Although we don’t doubt that a major factor in the Highland Group’s bid to buy the corridor is the 2,400-acre quarry envisioned by the parent Highland Companies, that ought not to be a concern of county councillors, for at least three reasons.
First and foremost, there should be no doubt whatsoever that Highland will encounter stiff opposition if it actually applies for permission to mine anything approaching 2,400 acres based on a promise to restore the lands now used for potato cultivation to some form of agricultural use.
Secondly, even if Highland’s application for the right to develop a smaller quarry is approved, the firm would still need approvals for a spur running from the former CPR line to a pit site near Horning’s Mills.
And thirdly, even if Highland won the right to build such a spur line, there is surely no doubt that transporting the aggregates by rail would be vastly preferable to seeing the same haulage to Toronto or Owen Sound taking place over our county roads and provincial highways.
When it comes to comparing rail and road transportation of aggregates, the advantages of rail are many and varied. Among them are the lesser environmental impact through greater energy efficiency and lower greenhouse gas emissions; significantly less risk of personal injury accidents, and recovery of maintenance costs for the roadbed from customers rather than from local residents through their property taxes. (As an example, the cost of maintaining the former Highway 24, now Dufferin 124, is borne entirely by county ratepayers.)
The sad truth of the matter is that railways are today the most neglected form of Canadian infrastructure, and nowhere is this more obvious than in Ontario, where the two national railways have abandoned thousands of miles of branch lines and rail passenger service is but a distant memory almost everywhere but on the Windsor- Montreal corridor and the few lines boasting GO Transit service.
This situation stands in sharp contrast to the healthy modern rail systems now found in Europe and Asia.

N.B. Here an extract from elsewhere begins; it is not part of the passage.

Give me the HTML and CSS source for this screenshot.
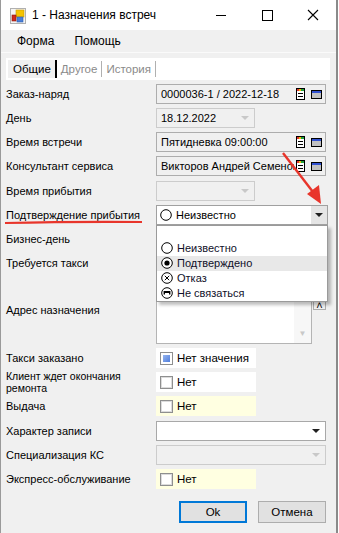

Granted, most of the responsibility for this sad state of affairs lies with the CPR and CNR, which actively discouraged use of their branch lines by building huge intermodal operations designed to divert freight pickup and delivery from cars running on the branch lines to containers mounted on truck trailers.
Clearly, the once-busy CPR branch line to Owen Sound would not have been abandoned if the railway had built small intermodal yards in Orangeville and Owen Sound, thus sharply reducing the distance goods would have to be moved along highways and byways.
Our suspicion is that the best hope for tracks ever being restored between Orangeville and Owen Sound would lie in the corridor continuing to be owned by Dufferin and Grey counties, so that the costly restoration might qualify for federal and provincial infrastructure funding. It might also create the potential for small-scale intermodal operations that would take some trucks off our trunk highways.
And continued ownership of the corridor by the two counties might also ultimately open the door for resumption of rail passenger service, last seen about 40 years ago, and even the possibility of GO Transit train service between Orangeville and Toronto.
One thing that would be working in favour of such developments would be the inevitable worsening of the gridlock that already afflicts so much of the Greater Toronto Area.
A rail alternative to the congestion on Highways 410, 427 and 401 would become increasingly attractive, particularly if passengers could be moved in the three hours it once took a CPR Dayliner to go from Owen Sound to Toronto (and less than half that between Orangeville and Union Station).